Since these standards contain a considerable amount of degrees of freedom, the conversion uses well-defined subsets. For MODS, this is the MODS Anwendungsprofil für digitalisierte Medien. For METS, the METS Anwendungsprofil für digitalisierte Medien 2.1 is consulted. For the TEI Header, the conversion is roughly based on the DTA base format.

mets-mods2tei is developed at the Saxon State and University Library in Dresden.

Installation

mets-mods2tei is implemented in Python 3. In the following, we assume a working Python 3 (tested versions 3.5, 3.6 and 3.7) installation.

Setup Python

Using virtual environments is highly recommended, although not strictly necessary for installing mets-mods2tei.

To create a virtual environement in a subdirectory of your choice (e.g. env), run

python3 -m venv env

(once) and then activate it (each time you open the shell) via

. env/bin/activate

Depending on how old the packages are which your base system provides, you might have to update pip first:

pip install -U pip setuptools

Get Python package

mets-mods2tei can be installed via pip3 directly. You can install from either the repository sources or the prebuilt distribution on PyPI:

From repository

If you have an active virtual environment, do

pip install mets-mods2tei

Otherwise, try

pip3 install --user mets-mods2tei

From source

Get the repository:

git clone https://github.com/slub/mets-mods2tei.git
cd mets-mods2tei

If you have an active virtual environment, do

pip install .

Otherwise, try

pip3 install --user .

Testing

mets-mods2tei uses pytest-based testing.

To install the prerequisites for testing, (in your venv), do

pip install -r requirements-test.txt

(once) and then run the tests via:

pytest

Code coverage

Determine code coverage by running

make coverage

Invocation

Installing mets-mods2tei makes the command-line tool mm2tei available:

mm2tei --help
Usage: mm2tei [OPTIONS] METS

  METS: File containing or URL pointing to the METS/MODS XML to be converted

  Parse given METS and its meta-data, and convert it to TEI.

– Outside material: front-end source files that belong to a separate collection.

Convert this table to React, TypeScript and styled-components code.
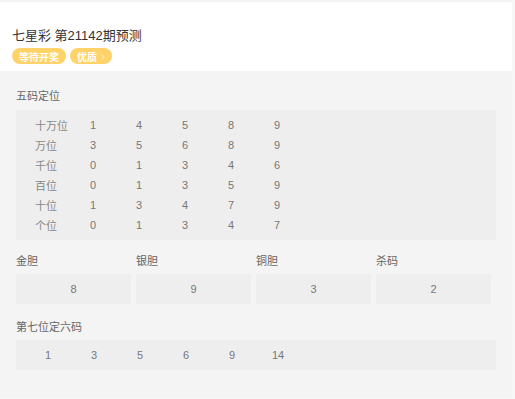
import React from "react";
import styled, { createGlobalStyle } from "styled-components";

const GlobalStyle = createGlobalStyle`
  html, body {
    margin: 0;
    padding: 0;
    background: #f7f7f7;
  }
  body {
    font-family: "Liberation Sans", Arial, "Noto Sans CJK SC", sans-serif;
  }
`;

const Page = styled.div`
  width: 512px;
  height: 396px;
  padding-top: 2px;
  background: #f4f4f4;
`;

const Header = styled.div`
  background: #ffffff;
  height: 69px;
  padding: 25px 12px 0;
  box-sizing: border-box;
`;

const Title = styled.h1`
  margin: 0;
  font-size: 13px;
  font-weight: normal;
  line-height: 18px;
  color: #333333;
  font-family: "Liberation Sans", "Noto Sans CJK SC", sans-serif;
`;

const Tags = styled.div`
  display: flex;
  gap: 4px;
  margin-top: 3px;
`;

const Tag = styled.span`
  display: inline-flex;
  align-items: center;
  height: 16px;
  padding: 0 7px;
  border-radius: 8px;
  background: #ffd26a;
  color: #ffffff;
  font-size: 10px;
  font-weight: bold;
  font-family: "Noto Sans CJK SC", sans-serif;
`;

const Chevron = styled.span`
  margin-left: 4px;
  font-size: 13px;
  line-height: 16px;
  opacity: 0.6;
  font-weight: normal;
`;

const Body = styled.div`
  padding: 16px 16px 0;
`;

const SectionTitle = styled.div`
  font-size: 11px;
  color: #666666;
  line-height: 16px;
  font-family: "Noto Sans CJK SC", sans-serif;
`;

const Table = styled.div`
  margin-top: 7px;
  width: 480px;
  background: #eeeeee;
  padding: 5px 0 5px 19px;
  box-sizing: border-box;
`;

const Row = styled.div`
  display: grid;
  grid-template-columns: 55px repeat(5, 46px);
  height: 20px;
  align-items: center;
  font-size: 11px;
  color: #777777;
`;

const RowLabel = styled.span`
  font-family: "Noto Sans CJK SC", sans-serif;
  color: #888888;
`;

const Cell = styled.span``;

const Picks = styled.div`
  display: flex;
  gap: 5px;
  margin-top: 12px;
`;

const Pick = styled.div`
  width: 115px;
  display: flex;
  flex-direction: column;
`;

const PickBox = styled.div`
  margin-top: 6px;
  height: 30px;
  background: #eeeeee;
  display: flex;
  align-items: center;
  justify-content: center;
  font-size: 11px;
  color: #777777;
`;

const SixBlock = styled.div`
  margin-top: 14px;
`;

const SixBox = styled.div`
  margin-top: 6px;
  width: 480px;
  height: 30px;
  background: #eeeeee;
  display: flex;
  align-items: center;
  padding-left: 9px;
  box-sizing: border-box;
`;

const SixCell = styled.span`
  width: 46px;
  text-align: center;
  font-size: 11px;
  color: #777777;
`;

const positions: [string, number[]][] = [
  ["十万位", [1, 4, 5, 8, 9]],
  ["万位", [3, 5, 6, 8, 9]],
  ["千位", [0, 1, 3, 4, 6]],
  ["百位", [0, 1, 3, 5, 9]],
  ["十位", [1, 3, 4, 7, 9]],
  ["个位", [0, 1, 3, 4, 7]],
];

const picks = [
  { label: "金胆", value: 8 },
  { label: "银胆", value: 9 },
  { label: "铜胆", value: 3 },
  { label: "杀码", value: 2 },
];

const sixCodes = [1, 3, 5, 6, 9, 14];

const App: React.FC = () => {
  return (
    <>
      <GlobalStyle />
      <Page>
        <Header>
          <Title>七星彩 第21142期预测</Title>
          <Tags>
            <Tag>等待开奖</Tag>
            <Tag>
              优质<Chevron>›</Chevron>
            </Tag>
          </Tags>
        </Header>
        <Body>
          <SectionTitle>五码定位</SectionTitle>
          <Table>
            {positions.map(([label, nums]) => (
              <Row key={label}>
                <RowLabel>{label}</RowLabel>
                {nums.map((n, i) => (
                  <Cell key={i}>{n}</Cell>
                ))}
              </Row>
            ))}
          </Table>
          <Picks>
            {picks.map((p) => (
              <Pick key={p.label}>
                <SectionTitle>{p.label}</SectionTitle>
                <PickBox>{p.value}</PickBox>
              </Pick>
            ))}
          </Picks>
          <SixBlock>
            <SectionTitle>第七位定六码</SectionTitle>
            <SixBox>
              {sixCodes.map((n) => (
                <SixCell key={n}>{n}</SixCell>
              ))}
            </SixBox>
          </SixBlock>
        </Body>
      </Page>
    </>
  );
};

export default App;
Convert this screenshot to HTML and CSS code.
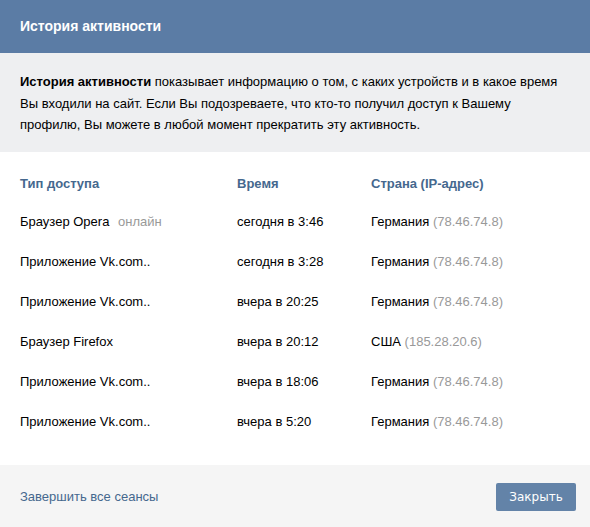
FILE: index.html
```html
<!DOCTYPE html>
<html lang="ru">
<head>
<meta charset="utf-8">
<link rel="stylesheet" href="styles.css">
</head>
<body>
<div class="box">
  <div class="box-header">История активности</div>
  <div class="info">
    <b>История активности</b> показывает информацию о том, с каких устройств и в какое время Вы входили на сайт. Если Вы подозреваете, что кто-то получил доступ к Вашему профилю, Вы можете в любой момент прекратить эту активность.
  </div>
  <div class="table">
    <div class="row head">
      <div class="c1">Тип доступа</div>
      <div class="c2">Время</div>
      <div class="c3">Страна (IP-адрес)</div>
    </div>
    <div class="row">
      <div class="c1">Браузер Opera <span class="online">онлайн</span></div>
      <div class="c2">сегодня в 3:46</div>
      <div class="c3">Германия <span class="ip">(78.46.74.8)</span></div>
    </div>
    <div class="row">
      <div class="c1">Приложение Vk.com..</div>
      <div class="c2">сегодня в 3:28</div>
      <div class="c3">Германия <span class="ip">(78.46.74.8)</span></div>
    </div>
    <div class="row">
      <div class="c1">Приложение Vk.com..</div>
      <div class="c2">вчера в 20:25</div>
      <div class="c3">Германия <span class="ip">(78.46.74.8)</span></div>
    </div>
    <div class="row">
      <div class="c1">Браузер Firefox</div>
      <div class="c2">вчера в 20:12</div>
      <div class="c3">США <span class="ip">(185.28.20.6)</span></div>
    </div>
    <div class="row">
      <div class="c1">Приложение Vk.com..</div>
      <div class="c2">вчера в 18:06</div>
      <div class="c3">Германия <span class="ip">(78.46.74.8)</span></div>
    </div>
    <div class="row">
      <div class="c1">Приложение Vk.com..</div>
      <div class="c2">вчера в 5:20</div>
      <div class="c3">Германия <span class="ip">(78.46.74.8)</span></div>
    </div>
  </div>
  <div class="footer">
    <a class="end-all">Завершить все сеансы</a>
    <button class="close-btn">Закрыть</button>
  </div>
</div>
</body>
</html>
```

FILE: styles.css
```css
html, body {
  margin: 0;
  padding: 0;
  background: #fff;
}
body {
  font-family: "Liberation Sans", Arial, sans-serif;
  font-size: 13px;
  color: #000;
}
.box {
  width: 590px;
  height: 527px;
  display: flex;
  flex-direction: column;
}
.box-header {
  background: #5b7ca5;
  color: #fff;
  font-weight: bold;
  font-size: 14px;
  height: 53px;
  line-height: 53px;
  padding: 0 20px;
  box-sizing: border-box;
}
.info {
  background: #eeeff1;
  padding: 18px 20px 16px;
  line-height: 21.5px;
  color: #000;
}
.info b {
  font-weight: bold;
}
.table {
  padding: 14px 20px 0;
  flex: 1;
}
.row {
  display: flex;
  height: 40px;
  align-items: center;
}
.row.head {
  height: 36px;
  font-weight: bold;
  color: #45688e;
  font-size: 13px;
}
.c1 { width: 217px; }
.c2 { width: 134px; }
.c3 { flex: 1; }
.online {
  color: #999;
  margin-left: 5px;
}
.ip {
  color: #999;
}
.footer {
  background: #f5f5f5;
  height: 62px;
  flex: none;
  display: flex;
  align-items: center;
  justify-content: space-between;
  padding: 0 14px 0 20px;
}
.end-all {
  color: #45688e;
  font-size: 13px;
}
.close-btn {
  background: #6383a8;
  color: #fff;
  border: none;
  border-radius: 2px;
  width: 80px;
  height: 28px;
  font-family: "DejaVu Sans", sans-serif;
  font-size: 12px;
  padding: 0;
  margin-top: 2px;
}
```
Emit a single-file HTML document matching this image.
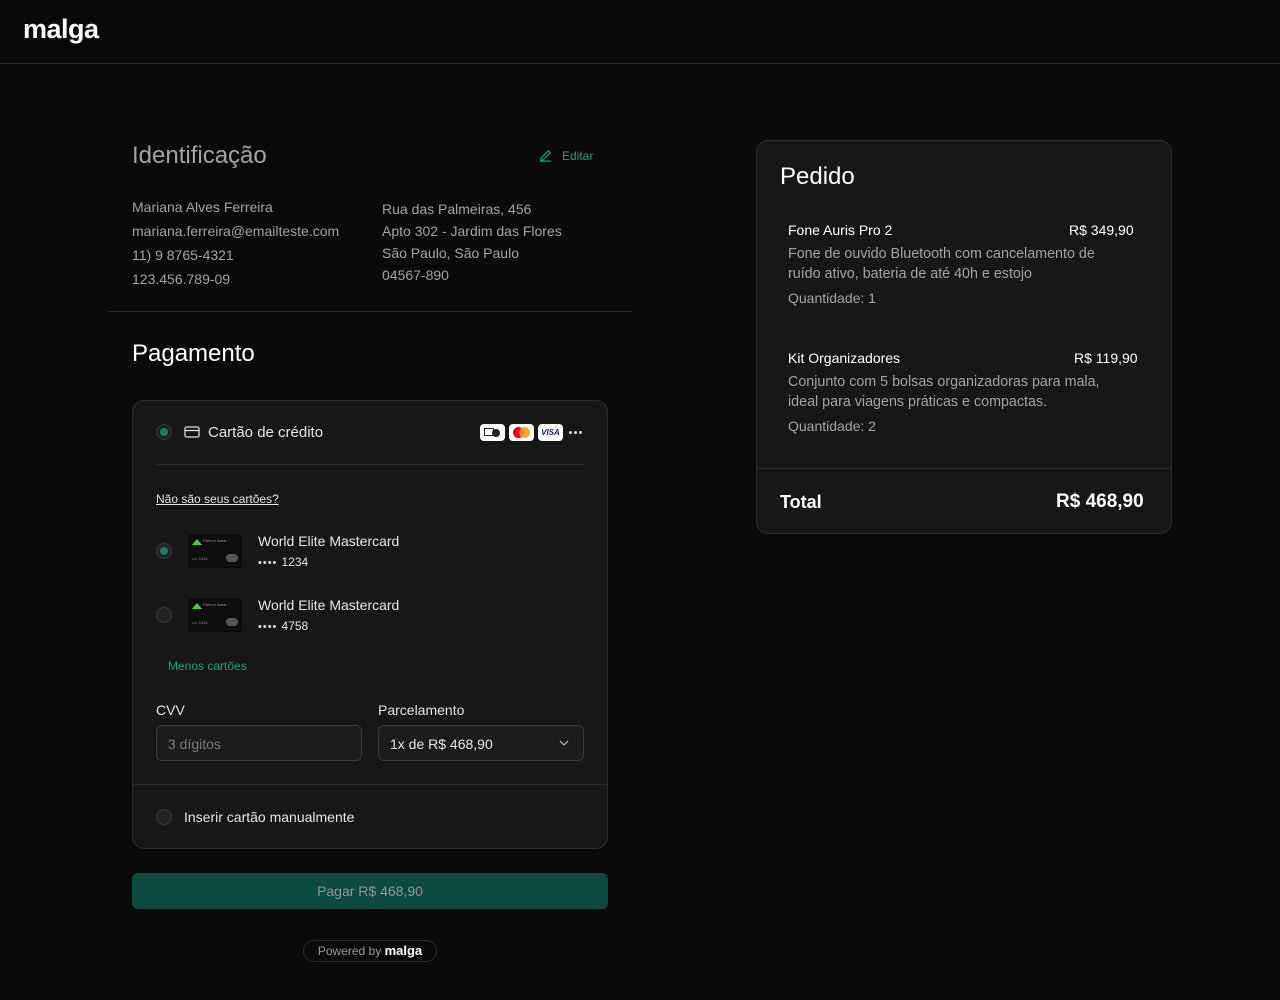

  If `--ocr` is given, then also read the ALTO full-text files from the
  fileGrp in `--text-group`, and convert page contents accordingly (in
  physical order). Decorate page boundaries with image and page numbers, and
  reference the corresponding base image files from `--img-group`.

  Output XML to `--output (use '-' for stdout), log to stderr.`

Options:
  -O, --output FILENAME           File path to write TEI output to
  -o, --ocr                       Serialize OCR into resulting TEI
  -T, --text-group TEXT           File group which contains the full text
  -I, --img-group TEXT            File group which contains the images
  -l, --log-level [DEBUG|INFO|WARN|ERROR|OFF]
  -h, --help                      Show this message and exit.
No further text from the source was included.